Skeleton crew

Kyle Riviere
Starting right gaurd Maea Teuhema recently transferred, leaving LSU with just 11 scholarship offensive linemen. Photo by

LSU has generated the most interest this offseason in regards to their newest additions.

After serving as the interim head coach for eight games last season, following the midseason firing of Les Miles, Orgeron has been promoted.

All eyes are on him as he becomes their permanent head coach. This is his first head coaching job since he was fired at Ole Miss back in 2007. In three years there, the Rebels went just 10-25.

Another exciting new edition for the Tigers is offensive coordinator Matt Canada, who has come to try to save a Tiger offense that has a long history of underachieving. They averaged just 9 points in their four 2016 losses.

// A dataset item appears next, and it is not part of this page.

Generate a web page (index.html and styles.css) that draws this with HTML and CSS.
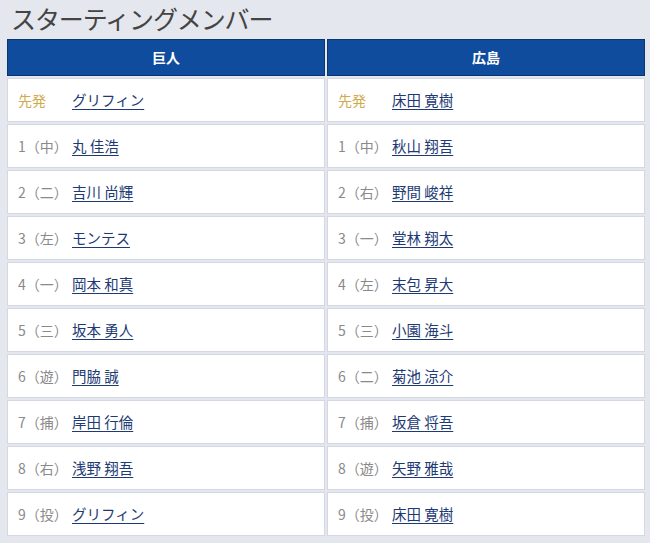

Canada comes to LSU after turning Pittsburgh into one of the best offenses in the country last season. In his only year there, they averaged 42 points per game.

Though, with the start of fall camp, it has become abundantly clear that it’s not just about the personnel coming into Baton Rouge; it’s about the many guys walking out of the door.

Last week, projected starting right guard Maea Teuhema left the program.

The drama involving his departure began at the start of the week when Orgeron said that Teuhema would not participate in the opening day of fall camp because of “academic stuff.”

Two days later, it was announced that he was indefinitely suspended from the team for breaking team rules.

Later that night, the school was making another announcement—this time that the junior would be leaving the Tigers and looking to transfer to another school. Oklahoma State, Oklahoma and USC are all rumored to be possible landing spots for him.

With Teuhema’s departure and the graduation of starters Ethan Pocic and Josh Boutte, an already sparse LSU offensive line just got a little thinner. They are now left with just 11 scholarship linemen.

Just this offseason alone, 10 players have left the program. Five of them were offensive linemen. This includes Teuhema, Chidi Okeke, Andy Dodd, Willie Allen and Seth Stewart.

However, lack of depth due to transfers isn’t a problem restricted to the offensive line for LSU. The wide receiver position has also been gutted in the past two years.

Teuhema’s absence is definitely a blow to the Tigers. He has 21 starts under his belt, and he was able to play both guard and tackle. However, it does present a huge opportunity for Dutchtown alum Lloyd Cushenberry.

The redshirt freshman has been making strides. He carried himself tremendously during the spring, and he was already in the mix for a possible starting position.

Originally, he was regarded as a backup to Will Clapp at Center. Now, with Teuhema gone, he will compete with Donavaughn Campbell for the starting right guard spot.

Cushenberry’s emergence came when he filled in for an injured Clapp at center during the spring. His stellar play made the coaches consider letting him remain starting center and moving Clapp to guard.

For now, it’s looking like K. J. Malone and Toby Weathersby will be the starting tackles, Garrett Brumfield and Cushenberry will be the starting guards and Clapp will start at center.

Of those five, Cushenberry has no experience, and Brumfield’s experience is minimal.

Also, if Cushenberry starts, it brings complications at center. If Clapp were to get hurt, Cushenberry would have to swap spots. With the transfer of Dodd, they have no other centers.

Wide receiver is another paper-thin position for the Tigers.

With the offense being so anemic in the passing game over the years, a laundry list of talented wideouts have bolted from the program.

In addition to losing Malachi Dupre and Travin Dural to the draft, big names like Tyron Johnson, Trey Quinn and Jazz Ferguson have all left Baton Rouge.

That has left D.J. Chark as their most experienced returning receiver, and until his junior season, he had zero career catches. He had a breakout year in 2016, collecting 466 yards and three scores.

Russell Gage is a converted cornerback that only made his first career catches in the regular season finale against Texas A&M last season.

Drake Davis, Derrick Dillon, Donaldsonville alum Stephen Sullivan and Dee Anderson all lack experience, but all will be expected to step up in a big way this season.

The depth is so low that the coaches have moved freshman JaCoby Stevens from safety to wide receiver. Stevens was 2017’s top safety prospect in the nation.

With the receiving corps being shorthanded and LSU having an embarrassment of riches at safety, Orgeron thought the move was a must.

Stevens is not totally new to the position. He did play wideout in high school. So far this spring, Canada has being using Stevens in the slot.